Por esta altura, Thorpe tinha apenas 18 anos e o mundo a seus pés…e assim continuou nos Mundiais de 2001, em Fukuoka, a melhor competição de toda a sua carreira. No Japão, Thorpe subiu ao lugar mais alto do pódio por 6 vezes (todas as vezes que nadou) e de lá trouxe 4 novos recordes do mundo (200, 400, 800 e 4×200 livres), sendo o principal responsável por levar a Austrália ao primeiro lugar do medalheiro (única vez na História dos mundiais).
Ainda em 2001 ficou célebre a história de Thorpe ter estado no World Trade Center na manhã do fatídico dia 11 de Setembro.
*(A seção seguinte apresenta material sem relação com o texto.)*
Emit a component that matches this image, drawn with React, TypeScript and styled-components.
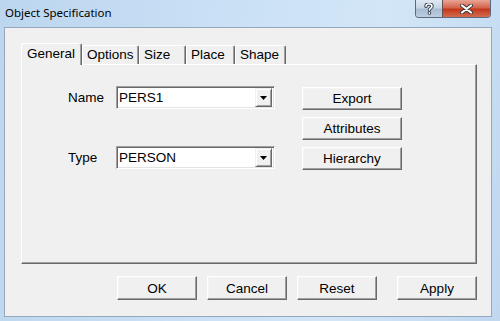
import React from "react";
import styled, { createGlobalStyle } from "styled-components";

const GlobalStyle = createGlobalStyle`
  html, body {
    margin: 0;
    padding: 0;
    width: 500px;
    height: 321px;
    overflow: hidden;
    background: #c3dbf2;
  }
`;

const Frame = styled.div`
  width: 500px;
  height: 321px;
  box-sizing: border-box;
  display: flex;
  flex-direction: column;
  padding: 0 8px 4px 4px;
  background: linear-gradient(100deg, #bcd6ef 0%, #c9e0f5 40%, #d3e6f8 70%, #bfd8f0 100%);
`;

const TitleBar = styled.div`
  height: 27px;
  display: flex;
  align-items: flex-start;
  justify-content: space-between;
  margin-right: -8px;
`;

const Title = styled.span`
  font-family: "Noto Sans", "Open Sans", sans-serif;
  font-size: 11.5px;
  color: #000;
  margin: 5px 0 0 1px;
`;

const Caption = styled.div`
  display: flex;
  margin-right: 9px;
  border: 1px solid #5b6a7c;
  border-top: none;
  border-radius: 0 0 4px 4px;
  overflow: hidden;
  height: 17px;
`;

const CapButton = styled.div<{ $close?: boolean }>`
  width: ${(p) => (p.$close ? "47px" : "26px")};
  height: 17px;
  display: flex;
  align-items: center;
  justify-content: center;
  background: ${(p) =>
    p.$close
      ? "linear-gradient(#e8a596 0%, #d5654c 45%, #c2391d 55%, #d56b4f 100%)"
      : "linear-gradient(#dfe8f2 0%, #c8d5e4 45%, #a9bcd2 55%, #bccde0 100%)"};
  border-left: ${(p) => (p.$close ? "1px solid #6b5050" : "none")};
`;

const Arrow = () => (
  <svg width="7" height="4" viewBox="0 0 7 4">
    <path d="M0 0h7L3.5 4z" fill="#000" />
  </svg>
);

const HelpGlyph = () => (
  <svg width="10" height="12" viewBox="0 0 10 12">
    <path
      d="M2 3.2C2 1.8 3.3 1 5 1s3 0.9 3 2.3c0 1.6-2.6 1.9-2.6 3.8"
      fill="none"
      stroke="#2e3a48"
      strokeWidth="3.4"
      strokeLinecap="round"
    />
    <circle cx="5.4" cy="10" r="1.8" fill="#2e3a48" />
    <path
      d="M2 3.2C2 1.8 3.3 1 5 1s3 0.9 3 2.3c0 1.6-2.6 1.9-2.6 3.8"
      fill="none"
      stroke="#fff"
      strokeWidth="1.6"
      strokeLinecap="round"
    />
    <circle cx="5.4" cy="10" r="0.9" fill="#fff" />
  </svg>
);

const CloseGlyph = () => (
  <svg width="13" height="10" viewBox="0 0 13 10">
    <path d="M2 1.5L11 8.5M11 1.5L2 8.5" stroke="#3a3a3a" strokeWidth="4" strokeLinecap="round" />
    <path d="M2 1.5L11 8.5M11 1.5L2 8.5" stroke="#fff" strokeWidth="2.2" strokeLinecap="round" />
  </svg>
);

const Client = styled.div`
  flex: 1;
  background: #f0f0f0;
  border: 1px solid #97a8bb;
  display: flex;
  flex-direction: column;
  padding: 15px 14px 15px 16px;
  font-family: "Liberation Sans", Arial, sans-serif;
  font-size: 13.5px;
  color: #000;
`;

const TabStrip = styled.div`
  display: flex;
  align-items: flex-end;
  height: 21px;
  position: relative;
  z-index: 1;
`;

const Tab = styled.div<{ $w: number; $active?: boolean }>`
  width: ${(p) => p.$w}px;
  box-sizing: border-box;
  height: ${(p) => (p.$active ? "22px" : "19px")};
  margin-bottom: ${(p) => (p.$active ? "-1px" : "0")};
  padding: ${(p) => (p.$active ? "2px 0 0 5px" : "1px 0 0 4px")};
  background: #f0f0f0;
  border-top: 1px solid #fff;
  border-left: 1px solid #fff;
  border-right: 1px solid #696969;
  box-shadow: inset -1px 0 0 #a0a0a0;
  border-radius: 2px 2px 0 0;
  white-space: nowrap;
`;

const Panel = styled.div`
  height: 200px;
  box-sizing: border-box;
  border-top: 1px solid #fff;
  border-left: 1px solid #fff;
  border-right: 1px solid #696969;
  border-bottom: 1px solid #696969;
  box-shadow: inset -1px -1px 0 #a0a0a0;
  display: flex;
  padding: 21px 0 0 46px;
`;

const Fields = styled.div`
  display: flex;
  flex-direction: column;
  gap: 37px;
`;

const FieldRow = styled.div`
  display: flex;
  align-items: center;
`;

const Label = styled.span`
  width: 48px;
`;

const Combo = styled.div`
  width: 159px;
  height: 23px;
  box-sizing: border-box;
  background: #fff;
  border-top: 1px solid #a0a0a0;
  border-left: 1px solid #a0a0a0;
  border-right: 1px solid #fff;
  border-bottom: 1px solid #fff;
  box-shadow: inset 1px 1px 0 #696969, inset -1px -1px 0 #e3e3e3;
  display: flex;
  align-items: center;
  padding: 2px;
`;

const ComboText = styled.span`
  flex: 1;
`;

const DropButton = styled.div`
  width: 17px;
  height: 19px;
  box-sizing: border-box;
  background: #f0f0f0;
  border-top: 1px solid #f0f0f0;
  border-left: 1px solid #f0f0f0;
  border-right: 1px solid #696969;
  border-bottom: 1px solid #696969;
  box-shadow: inset 1px 1px 0 #fff, inset -1px -1px 0 #a0a0a0;
  display: flex;
  align-items: center;
  justify-content: center;
`;

const Side = styled.div`
  display: flex;
  flex-direction: column;
  gap: 7px;
  margin-left: 27px;
  padding-top: 1px;
`;

const Button = styled.div<{ $w: number; $gap?: number }>`
  width: ${(p) => p.$w}px;
  height: 23px;
  margin-left: ${(p) => p.$gap ?? 0}px;
  box-sizing: border-box;
  background: #f0f0f0;
  border-top: 1px solid #fff;
  border-left: 1px solid #fff;
  border-right: 1px solid #696969;
  border-bottom: 1px solid #696969;
  box-shadow: inset -1px -1px 0 #a0a0a0, inset 1px 1px 0 #f4f4f4;
  display: flex;
  align-items: center;
  justify-content: center;
`;

const ButtonRow = styled.div`
  display: flex;
  justify-content: flex-end;
  margin-top: 12px;
  & > div {
    height: 24px;
  }
`;

const ComboBox = ({ value }: { value: string }) => (
  <Combo>
    <ComboText>{value}</ComboText>
    <DropButton>
      <Arrow />
    </DropButton>
  </Combo>
);

const tabs = [
  { label: "General", w: 61, active: true },
  { label: "Options", w: 57 },
  { label: "Size", w: 47 },
  { label: "Place", w: 49 },
  { label: "Shape", w: 51 },
];

const App: React.FC = () => {
  return (
    <Frame>
      <GlobalStyle />
      <TitleBar>
        <Title>Object Specification</Title>
        <Caption>
          <CapButton>
            <HelpGlyph />
          </CapButton>
          <CapButton $close>
            <CloseGlyph />
          </CapButton>
        </Caption>
      </TitleBar>
      <Client>
        <TabStrip>
          {tabs.map((t) => (
            <Tab key={t.label} $w={t.w} $active={t.active}>
              {t.label}
            </Tab>
          ))}
        </TabStrip>
        <Panel>
          <Fields>
            <FieldRow>
              <Label>Name</Label>
              <ComboBox value="PERS1" />
            </FieldRow>
            <FieldRow>
              <Label>Type</Label>
              <ComboBox value="PERSON" />
            </FieldRow>
          </Fields>
          <Side>
            <Button $w={100}>Export</Button>
            <Button $w={100}>Attributes</Button>
            <Button $w={100}>Hierarchy</Button>
          </Side>
        </Panel>
        <ButtonRow>
          <Button $w={80}>OK</Button>
          <Button $w={80} $gap={10}>Cancel</Button>
          <Button $w={80} $gap={10}>Reset</Button>
          <Button $w={80} $gap={20}>Apply</Button>
        </ButtonRow>
      </Client>
    </Frame>
  );
};

export default App;
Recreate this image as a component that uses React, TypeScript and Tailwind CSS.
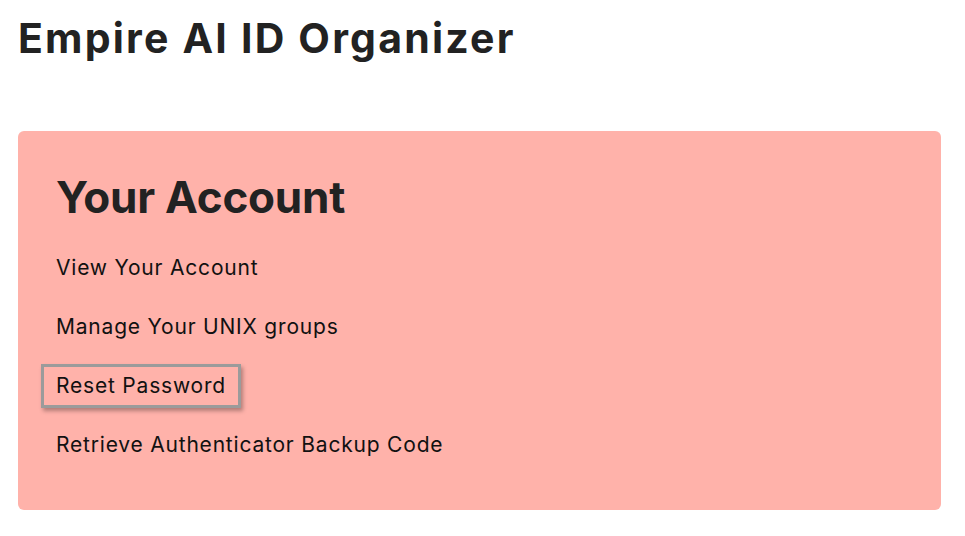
import React from 'react';

const links = [
  'View Your Account',
  'Manage Your UNIX groups',
  'Reset Password',
  'Retrieve Authenticator Backup Code',
];

const App: React.FC = () => {
  return (
    <div className="min-h-[536px] bg-white pl-[18px] pr-[24px] pt-[10px] font-['Inter','Noto_Sans',sans-serif]">
      <h1 className="text-[41px] font-bold leading-[56px] tracking-[2.2px] text-[#222222]">
        Empire AI ID Organizer
      </h1>

      <div className="mt-[65px] rounded-[6px] bg-[#ffb2aa] px-[23px] pt-[38px] pb-[43px]">
        <h2 className="pl-[15px] text-[44px] font-bold leading-[56px] tracking-[-0.2px] text-[#222222]">
          Your Account
        </h2>
        <ul className="mt-[21px] flex flex-col gap-[15px]">
          {links.map((label) => (
            <li key={label}>
              <a
                href="#"
                className={
                  label === 'Reset Password'
                    ? 'inline-block border-[3px] border-[#9b9b9b] px-[12px] py-[7px] text-[21px] leading-[24px] tracking-[0.8px] text-[#111111] shadow-[2px_3px_4px_rgba(0,0,0,0.3)]'
                    : 'inline-block border-[3px] border-transparent px-[12px] py-[7px] text-[21px] leading-[24px] tracking-[0.8px] text-[#111111]'
                }
              >
                {label}
              </a>
            </li>
          ))}
        </ul>
      </div>
    </div>
  );
};

export default App;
O destino quis que Thorpe estivesse na entrada do edifício umas horas antes do atentado, estando previsto que voltasse a estar no 107º andar mais ou menos à hora do atentado, mas um atraso no hotel onde estava hospedado salvou-lhe a vida.
Vida essa que, do ponto de vista desportivo, foi sempre sorridente até aos Jogos Olímpicos de 2004. Em Atenas foi campeão olímpico dos 200 livres – na melhor prova de sempre – e dos 400 livres.
Tinha apenas 21 anos mas foi a sua última grande competição internacional. Apesar de ter voltado a tentar o regresso para os Jogos de 2008 e ainda para os Jogos de 2012, da mesma forma que apareceu com estrondo, o torpedo caiu com estrondo.
Da depressão ao risco de vida
Ainda adolescente, Ian Thorpe viu-se confrontado com o facto de ser uma figura pública à escala planetária e durante toda a sua carreira nunca precisou de enfrentar o fracasso porque nunca soube o que isso era.
Tal como tantas outras histórias, quando as coisas começaram a correr mal ao australiano, este não soube lidar com isso e enfrentou sozinho um processo de destruição interna que o levou a ter problemas de alcoolismo e depressão. Esses episódios foram-se tornando cada vez mais recorrentes até que em Janeiro de 2014 (10 anos depois da sua última competição internacional), Ian Thorpe foi internado.
Parecia ter sido este o ponto em que Thorpe batia no fundo, mas na verdade não foi. Em Julho do mesmo ano, Thorpe foi operado ao ombro esquerdo, uma intervenção que à partida não acarretaria grandes riscos, mas o que é facto é que o estado debilitado de Thorpe levou ao desenvolvimento de uma infecção no período pós-operatório que o deixou em risco de amputação do braço.
Estes dois episódios – internamento e operação – representaram para o australiano verdadeiras epifanias. A sucessão de desgraças da sua vida tinham origem numa única razão: é que há anos vivia em sofrimento pelo facto de não assumir abertamente a sua orientação sexual.
Aos 31 anos, Ian Thorpe assumiu a sua homossexualidade e a sua relação com o modelo australiano Ryan Channing.
Esta revelação mudou a vida de Ian Thorpe, pondo termo a um conflito interno que para ele durou desde sempre, mas com o qual conseguiu viver enquanto foi tendo outras conquistas na vida. Acabando-se tudo o resto, Thorpe não conseguia viver sem que antes se conseguisse aceitar e a verdade é que um dos maiores campeões de todos os tempos esteve perto do fim.
Em boa hora Thorpe derrotou os seus fantasmas e voltou à vida, vivendo agora, finalmente, em felicidade plena, fazendo planos de casar e ser pai em 2018.